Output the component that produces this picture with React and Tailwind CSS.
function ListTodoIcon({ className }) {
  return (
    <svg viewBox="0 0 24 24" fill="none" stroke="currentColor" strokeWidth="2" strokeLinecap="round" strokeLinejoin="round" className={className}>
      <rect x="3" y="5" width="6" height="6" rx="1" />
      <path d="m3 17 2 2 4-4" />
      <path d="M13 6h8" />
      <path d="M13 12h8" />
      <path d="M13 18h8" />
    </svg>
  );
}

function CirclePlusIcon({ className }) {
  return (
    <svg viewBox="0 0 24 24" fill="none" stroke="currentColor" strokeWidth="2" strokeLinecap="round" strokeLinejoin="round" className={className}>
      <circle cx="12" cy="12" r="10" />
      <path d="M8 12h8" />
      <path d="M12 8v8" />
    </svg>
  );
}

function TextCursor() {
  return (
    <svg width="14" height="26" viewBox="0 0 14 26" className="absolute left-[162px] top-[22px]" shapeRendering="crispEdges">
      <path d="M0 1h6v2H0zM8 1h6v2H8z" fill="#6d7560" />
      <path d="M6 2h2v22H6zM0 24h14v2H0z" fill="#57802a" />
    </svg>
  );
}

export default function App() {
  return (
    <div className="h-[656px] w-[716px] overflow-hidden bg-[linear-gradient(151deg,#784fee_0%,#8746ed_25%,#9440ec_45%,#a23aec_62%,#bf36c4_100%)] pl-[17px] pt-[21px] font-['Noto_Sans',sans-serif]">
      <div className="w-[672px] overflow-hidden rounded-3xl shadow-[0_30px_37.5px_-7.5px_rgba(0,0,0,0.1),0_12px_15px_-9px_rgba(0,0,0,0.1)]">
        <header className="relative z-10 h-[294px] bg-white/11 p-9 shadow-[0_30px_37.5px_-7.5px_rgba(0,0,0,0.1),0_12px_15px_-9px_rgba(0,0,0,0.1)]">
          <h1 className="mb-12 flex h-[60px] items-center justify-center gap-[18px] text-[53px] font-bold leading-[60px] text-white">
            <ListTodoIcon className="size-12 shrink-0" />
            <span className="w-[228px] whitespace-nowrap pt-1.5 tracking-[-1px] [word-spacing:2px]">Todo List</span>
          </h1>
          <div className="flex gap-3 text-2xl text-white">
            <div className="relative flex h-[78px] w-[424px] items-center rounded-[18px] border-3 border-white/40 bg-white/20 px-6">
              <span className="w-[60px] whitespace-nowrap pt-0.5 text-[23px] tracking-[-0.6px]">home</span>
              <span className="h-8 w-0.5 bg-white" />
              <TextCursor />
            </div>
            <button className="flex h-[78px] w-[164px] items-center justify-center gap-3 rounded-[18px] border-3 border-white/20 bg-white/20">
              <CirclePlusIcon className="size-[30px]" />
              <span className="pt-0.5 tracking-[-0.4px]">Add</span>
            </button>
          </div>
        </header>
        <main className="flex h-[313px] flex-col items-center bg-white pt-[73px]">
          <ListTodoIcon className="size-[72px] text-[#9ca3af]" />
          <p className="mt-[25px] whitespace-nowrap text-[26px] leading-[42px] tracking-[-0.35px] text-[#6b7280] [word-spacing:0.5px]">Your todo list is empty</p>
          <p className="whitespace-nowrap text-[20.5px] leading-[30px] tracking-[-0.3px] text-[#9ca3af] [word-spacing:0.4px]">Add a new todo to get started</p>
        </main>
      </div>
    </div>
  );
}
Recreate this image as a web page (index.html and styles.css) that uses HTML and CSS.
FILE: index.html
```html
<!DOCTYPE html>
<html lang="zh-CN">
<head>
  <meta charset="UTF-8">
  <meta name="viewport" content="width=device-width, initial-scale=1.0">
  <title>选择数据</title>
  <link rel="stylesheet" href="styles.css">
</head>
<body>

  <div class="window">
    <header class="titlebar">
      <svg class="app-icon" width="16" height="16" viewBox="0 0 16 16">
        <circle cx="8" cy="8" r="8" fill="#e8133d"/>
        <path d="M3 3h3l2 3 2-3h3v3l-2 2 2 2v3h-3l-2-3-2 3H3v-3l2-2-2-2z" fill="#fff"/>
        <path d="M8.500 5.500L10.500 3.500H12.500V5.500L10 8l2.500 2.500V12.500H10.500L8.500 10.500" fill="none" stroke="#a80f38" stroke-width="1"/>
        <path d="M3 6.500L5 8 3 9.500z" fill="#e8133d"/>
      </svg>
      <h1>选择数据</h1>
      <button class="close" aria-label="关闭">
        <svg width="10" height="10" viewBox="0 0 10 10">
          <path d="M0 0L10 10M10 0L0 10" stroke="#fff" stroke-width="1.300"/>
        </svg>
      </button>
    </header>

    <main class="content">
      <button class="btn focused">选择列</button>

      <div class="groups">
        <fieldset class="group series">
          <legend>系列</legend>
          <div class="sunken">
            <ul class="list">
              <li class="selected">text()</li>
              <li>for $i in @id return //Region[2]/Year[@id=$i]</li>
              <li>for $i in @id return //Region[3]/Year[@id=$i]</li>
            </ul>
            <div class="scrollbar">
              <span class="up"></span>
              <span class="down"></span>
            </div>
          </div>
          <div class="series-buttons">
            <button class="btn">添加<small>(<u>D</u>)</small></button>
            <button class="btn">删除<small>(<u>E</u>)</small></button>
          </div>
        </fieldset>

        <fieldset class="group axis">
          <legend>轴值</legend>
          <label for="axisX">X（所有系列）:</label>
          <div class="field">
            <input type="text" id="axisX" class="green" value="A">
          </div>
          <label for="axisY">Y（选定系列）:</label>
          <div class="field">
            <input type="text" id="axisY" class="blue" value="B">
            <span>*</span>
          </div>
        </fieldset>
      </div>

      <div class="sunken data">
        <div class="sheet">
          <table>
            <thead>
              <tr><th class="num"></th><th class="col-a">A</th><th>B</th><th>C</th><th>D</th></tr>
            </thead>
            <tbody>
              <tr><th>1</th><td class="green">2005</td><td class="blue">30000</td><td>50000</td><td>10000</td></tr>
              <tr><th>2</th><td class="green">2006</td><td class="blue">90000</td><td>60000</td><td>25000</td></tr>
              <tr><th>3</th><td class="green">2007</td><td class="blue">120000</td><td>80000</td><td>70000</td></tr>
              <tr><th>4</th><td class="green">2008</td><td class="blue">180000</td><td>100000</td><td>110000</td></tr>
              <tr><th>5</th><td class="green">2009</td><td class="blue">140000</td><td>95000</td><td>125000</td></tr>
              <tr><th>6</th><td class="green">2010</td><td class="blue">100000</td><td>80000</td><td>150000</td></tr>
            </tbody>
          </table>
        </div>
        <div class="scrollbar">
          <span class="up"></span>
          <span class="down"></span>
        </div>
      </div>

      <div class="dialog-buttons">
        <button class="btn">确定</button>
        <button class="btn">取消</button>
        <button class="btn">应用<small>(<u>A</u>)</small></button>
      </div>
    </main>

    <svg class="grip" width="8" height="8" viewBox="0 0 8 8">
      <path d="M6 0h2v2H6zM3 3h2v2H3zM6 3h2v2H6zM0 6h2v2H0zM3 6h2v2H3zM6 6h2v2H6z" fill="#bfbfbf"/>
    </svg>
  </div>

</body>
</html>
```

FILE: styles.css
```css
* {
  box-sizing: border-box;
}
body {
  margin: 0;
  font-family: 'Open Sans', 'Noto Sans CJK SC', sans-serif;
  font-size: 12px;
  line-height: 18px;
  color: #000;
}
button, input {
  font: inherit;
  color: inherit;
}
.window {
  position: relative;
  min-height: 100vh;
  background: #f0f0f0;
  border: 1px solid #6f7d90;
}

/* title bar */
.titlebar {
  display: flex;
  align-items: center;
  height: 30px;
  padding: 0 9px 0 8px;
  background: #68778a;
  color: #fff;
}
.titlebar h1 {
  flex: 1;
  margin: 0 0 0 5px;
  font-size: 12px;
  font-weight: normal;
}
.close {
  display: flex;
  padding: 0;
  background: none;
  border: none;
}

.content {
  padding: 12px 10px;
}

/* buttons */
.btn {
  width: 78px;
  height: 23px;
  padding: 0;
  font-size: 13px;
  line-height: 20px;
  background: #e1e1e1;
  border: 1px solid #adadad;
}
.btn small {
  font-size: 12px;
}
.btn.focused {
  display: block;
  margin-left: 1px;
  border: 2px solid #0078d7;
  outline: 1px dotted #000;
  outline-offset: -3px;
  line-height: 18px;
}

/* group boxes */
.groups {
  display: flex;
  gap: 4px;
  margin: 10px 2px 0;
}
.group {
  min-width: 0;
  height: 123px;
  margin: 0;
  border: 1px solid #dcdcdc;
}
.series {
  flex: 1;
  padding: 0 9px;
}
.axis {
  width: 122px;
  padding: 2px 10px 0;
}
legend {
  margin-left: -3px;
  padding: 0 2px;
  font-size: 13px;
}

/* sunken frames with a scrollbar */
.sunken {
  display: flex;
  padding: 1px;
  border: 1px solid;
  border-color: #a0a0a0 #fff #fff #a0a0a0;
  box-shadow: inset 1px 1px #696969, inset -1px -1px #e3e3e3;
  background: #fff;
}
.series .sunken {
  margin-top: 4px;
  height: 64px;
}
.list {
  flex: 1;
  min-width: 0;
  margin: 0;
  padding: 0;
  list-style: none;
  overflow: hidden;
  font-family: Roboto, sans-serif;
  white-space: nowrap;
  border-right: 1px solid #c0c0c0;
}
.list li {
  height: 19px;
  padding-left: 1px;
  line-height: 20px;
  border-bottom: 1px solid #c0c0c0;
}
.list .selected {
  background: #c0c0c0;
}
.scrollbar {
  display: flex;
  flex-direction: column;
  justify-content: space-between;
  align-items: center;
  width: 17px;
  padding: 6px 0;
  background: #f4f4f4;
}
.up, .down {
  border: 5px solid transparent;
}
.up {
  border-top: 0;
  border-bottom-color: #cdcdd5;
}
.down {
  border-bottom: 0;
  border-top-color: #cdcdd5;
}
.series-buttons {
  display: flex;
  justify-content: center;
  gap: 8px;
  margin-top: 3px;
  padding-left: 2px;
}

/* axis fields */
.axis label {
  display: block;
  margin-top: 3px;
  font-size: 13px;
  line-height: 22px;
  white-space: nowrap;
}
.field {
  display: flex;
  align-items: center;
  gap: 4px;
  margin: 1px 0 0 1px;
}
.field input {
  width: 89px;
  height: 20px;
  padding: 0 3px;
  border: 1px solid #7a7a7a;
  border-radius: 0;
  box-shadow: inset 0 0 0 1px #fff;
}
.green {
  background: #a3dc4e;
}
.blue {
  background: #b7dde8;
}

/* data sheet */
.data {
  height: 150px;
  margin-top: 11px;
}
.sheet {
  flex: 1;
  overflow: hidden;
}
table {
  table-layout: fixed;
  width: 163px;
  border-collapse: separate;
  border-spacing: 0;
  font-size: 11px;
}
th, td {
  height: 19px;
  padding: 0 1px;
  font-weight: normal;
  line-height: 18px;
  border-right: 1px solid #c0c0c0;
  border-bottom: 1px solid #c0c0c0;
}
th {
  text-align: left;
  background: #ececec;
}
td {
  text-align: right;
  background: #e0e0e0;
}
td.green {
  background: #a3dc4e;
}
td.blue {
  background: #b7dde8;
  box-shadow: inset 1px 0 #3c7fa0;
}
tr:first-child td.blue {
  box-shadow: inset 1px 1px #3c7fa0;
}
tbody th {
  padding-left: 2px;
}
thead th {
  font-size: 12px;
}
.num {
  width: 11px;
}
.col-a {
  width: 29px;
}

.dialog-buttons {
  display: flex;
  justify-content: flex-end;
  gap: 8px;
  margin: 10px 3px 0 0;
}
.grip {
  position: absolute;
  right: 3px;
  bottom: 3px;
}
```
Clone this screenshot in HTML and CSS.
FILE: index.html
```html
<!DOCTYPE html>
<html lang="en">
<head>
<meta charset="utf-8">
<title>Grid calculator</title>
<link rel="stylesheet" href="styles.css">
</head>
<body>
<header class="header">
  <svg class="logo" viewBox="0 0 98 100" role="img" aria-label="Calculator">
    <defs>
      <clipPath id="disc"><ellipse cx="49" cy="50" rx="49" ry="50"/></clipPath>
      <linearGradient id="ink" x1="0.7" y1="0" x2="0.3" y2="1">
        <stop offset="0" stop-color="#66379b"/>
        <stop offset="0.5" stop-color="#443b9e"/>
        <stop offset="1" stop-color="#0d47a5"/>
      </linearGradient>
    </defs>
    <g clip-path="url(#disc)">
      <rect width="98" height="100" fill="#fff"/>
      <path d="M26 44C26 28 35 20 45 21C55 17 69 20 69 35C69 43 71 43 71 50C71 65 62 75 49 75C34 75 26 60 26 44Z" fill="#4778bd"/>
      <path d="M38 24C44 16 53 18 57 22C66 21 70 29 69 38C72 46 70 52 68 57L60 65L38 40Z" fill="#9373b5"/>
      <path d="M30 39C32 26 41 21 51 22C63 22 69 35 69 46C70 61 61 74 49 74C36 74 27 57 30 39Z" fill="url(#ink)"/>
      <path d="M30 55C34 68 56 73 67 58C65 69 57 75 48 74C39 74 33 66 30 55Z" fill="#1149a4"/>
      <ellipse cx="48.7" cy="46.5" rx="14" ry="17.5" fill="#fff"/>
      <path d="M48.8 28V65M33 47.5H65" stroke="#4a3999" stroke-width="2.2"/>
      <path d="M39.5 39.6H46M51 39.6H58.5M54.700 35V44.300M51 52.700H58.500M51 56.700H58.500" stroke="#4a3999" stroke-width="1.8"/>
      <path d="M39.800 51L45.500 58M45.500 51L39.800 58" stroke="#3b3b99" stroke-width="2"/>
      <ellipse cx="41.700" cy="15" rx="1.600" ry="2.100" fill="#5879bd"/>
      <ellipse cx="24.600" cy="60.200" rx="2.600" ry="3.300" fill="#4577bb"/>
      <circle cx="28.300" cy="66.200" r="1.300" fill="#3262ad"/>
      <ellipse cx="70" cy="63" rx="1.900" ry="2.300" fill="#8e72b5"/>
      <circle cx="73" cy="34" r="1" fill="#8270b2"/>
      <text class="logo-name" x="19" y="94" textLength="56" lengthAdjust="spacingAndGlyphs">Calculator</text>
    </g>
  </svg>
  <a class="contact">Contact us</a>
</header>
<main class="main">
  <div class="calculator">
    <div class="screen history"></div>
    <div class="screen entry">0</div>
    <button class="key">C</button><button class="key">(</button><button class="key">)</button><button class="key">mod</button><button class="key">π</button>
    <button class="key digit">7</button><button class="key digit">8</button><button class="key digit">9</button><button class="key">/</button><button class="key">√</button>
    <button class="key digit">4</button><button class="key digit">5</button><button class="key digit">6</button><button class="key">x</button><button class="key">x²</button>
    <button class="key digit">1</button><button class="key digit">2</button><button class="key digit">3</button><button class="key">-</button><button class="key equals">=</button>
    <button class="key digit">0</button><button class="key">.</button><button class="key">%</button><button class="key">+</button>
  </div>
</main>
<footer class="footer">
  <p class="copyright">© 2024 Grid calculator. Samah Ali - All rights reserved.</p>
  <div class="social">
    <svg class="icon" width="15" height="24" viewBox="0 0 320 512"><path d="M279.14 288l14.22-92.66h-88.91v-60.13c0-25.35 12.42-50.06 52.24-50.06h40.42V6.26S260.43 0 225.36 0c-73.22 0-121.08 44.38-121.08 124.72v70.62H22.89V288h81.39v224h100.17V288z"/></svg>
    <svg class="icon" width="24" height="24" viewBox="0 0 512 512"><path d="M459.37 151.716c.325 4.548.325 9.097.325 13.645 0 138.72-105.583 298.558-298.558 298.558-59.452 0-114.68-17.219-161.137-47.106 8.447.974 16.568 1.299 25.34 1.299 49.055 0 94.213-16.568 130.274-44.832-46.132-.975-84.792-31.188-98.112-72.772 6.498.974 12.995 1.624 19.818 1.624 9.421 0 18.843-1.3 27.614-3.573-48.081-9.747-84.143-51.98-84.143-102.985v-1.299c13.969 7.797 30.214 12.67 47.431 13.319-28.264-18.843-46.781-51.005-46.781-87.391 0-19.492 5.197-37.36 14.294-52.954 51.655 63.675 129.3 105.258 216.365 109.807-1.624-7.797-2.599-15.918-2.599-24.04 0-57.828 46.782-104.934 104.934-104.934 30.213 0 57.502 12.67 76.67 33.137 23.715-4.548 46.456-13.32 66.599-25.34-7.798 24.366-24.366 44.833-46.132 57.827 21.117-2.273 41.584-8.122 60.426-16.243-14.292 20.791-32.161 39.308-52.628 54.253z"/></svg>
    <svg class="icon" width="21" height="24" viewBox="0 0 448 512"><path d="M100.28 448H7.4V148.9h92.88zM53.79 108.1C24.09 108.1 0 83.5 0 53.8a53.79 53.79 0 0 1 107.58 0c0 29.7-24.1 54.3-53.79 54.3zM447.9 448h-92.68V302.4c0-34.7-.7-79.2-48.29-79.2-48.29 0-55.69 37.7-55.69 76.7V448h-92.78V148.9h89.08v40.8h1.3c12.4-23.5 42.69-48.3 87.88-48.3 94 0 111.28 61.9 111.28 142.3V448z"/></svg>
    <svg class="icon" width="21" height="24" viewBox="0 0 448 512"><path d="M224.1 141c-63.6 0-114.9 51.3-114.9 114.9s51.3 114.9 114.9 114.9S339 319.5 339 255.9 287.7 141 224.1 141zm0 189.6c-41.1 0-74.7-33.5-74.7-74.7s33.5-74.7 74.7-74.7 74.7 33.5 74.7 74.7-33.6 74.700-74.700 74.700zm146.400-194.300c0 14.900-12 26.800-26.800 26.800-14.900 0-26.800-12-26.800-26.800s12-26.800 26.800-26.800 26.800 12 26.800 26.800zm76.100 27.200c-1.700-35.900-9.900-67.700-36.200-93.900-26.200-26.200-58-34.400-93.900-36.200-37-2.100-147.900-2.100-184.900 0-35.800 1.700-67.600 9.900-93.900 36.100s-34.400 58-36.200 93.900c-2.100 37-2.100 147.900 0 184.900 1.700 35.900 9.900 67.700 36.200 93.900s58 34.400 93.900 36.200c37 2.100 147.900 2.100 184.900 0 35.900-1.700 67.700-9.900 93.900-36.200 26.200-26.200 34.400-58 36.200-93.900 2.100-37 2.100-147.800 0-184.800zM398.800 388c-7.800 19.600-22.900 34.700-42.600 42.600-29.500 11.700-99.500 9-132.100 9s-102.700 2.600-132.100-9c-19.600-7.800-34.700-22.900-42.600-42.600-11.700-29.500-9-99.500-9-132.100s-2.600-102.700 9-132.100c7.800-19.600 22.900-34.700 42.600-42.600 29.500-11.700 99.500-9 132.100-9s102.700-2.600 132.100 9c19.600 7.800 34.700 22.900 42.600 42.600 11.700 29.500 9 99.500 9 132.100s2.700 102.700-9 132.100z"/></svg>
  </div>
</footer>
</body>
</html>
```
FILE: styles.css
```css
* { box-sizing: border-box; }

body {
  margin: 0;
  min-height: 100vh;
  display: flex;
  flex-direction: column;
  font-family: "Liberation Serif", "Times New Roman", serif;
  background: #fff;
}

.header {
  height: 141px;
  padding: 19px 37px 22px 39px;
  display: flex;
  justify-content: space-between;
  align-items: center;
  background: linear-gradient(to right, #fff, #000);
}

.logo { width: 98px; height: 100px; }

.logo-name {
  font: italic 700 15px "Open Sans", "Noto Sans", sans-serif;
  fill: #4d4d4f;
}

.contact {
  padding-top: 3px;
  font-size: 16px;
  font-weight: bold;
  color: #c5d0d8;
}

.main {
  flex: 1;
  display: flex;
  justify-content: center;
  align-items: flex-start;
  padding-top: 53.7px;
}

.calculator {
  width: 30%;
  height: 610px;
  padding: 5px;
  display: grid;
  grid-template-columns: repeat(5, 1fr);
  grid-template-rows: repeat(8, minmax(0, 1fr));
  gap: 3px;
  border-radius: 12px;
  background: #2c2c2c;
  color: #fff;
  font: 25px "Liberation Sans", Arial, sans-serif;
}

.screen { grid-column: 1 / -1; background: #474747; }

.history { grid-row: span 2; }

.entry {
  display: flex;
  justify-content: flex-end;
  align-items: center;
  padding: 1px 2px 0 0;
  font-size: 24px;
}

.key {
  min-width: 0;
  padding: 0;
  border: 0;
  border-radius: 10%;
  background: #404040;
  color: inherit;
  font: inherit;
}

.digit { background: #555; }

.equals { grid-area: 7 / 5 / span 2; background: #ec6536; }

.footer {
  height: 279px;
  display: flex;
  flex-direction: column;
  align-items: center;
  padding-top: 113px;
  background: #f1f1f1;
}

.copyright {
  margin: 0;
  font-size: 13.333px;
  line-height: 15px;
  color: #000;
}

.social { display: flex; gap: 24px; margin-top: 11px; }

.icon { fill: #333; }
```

- - -

= Directions =
Count every line of the records that holds the string "this". Write only the total.

= Answer =
3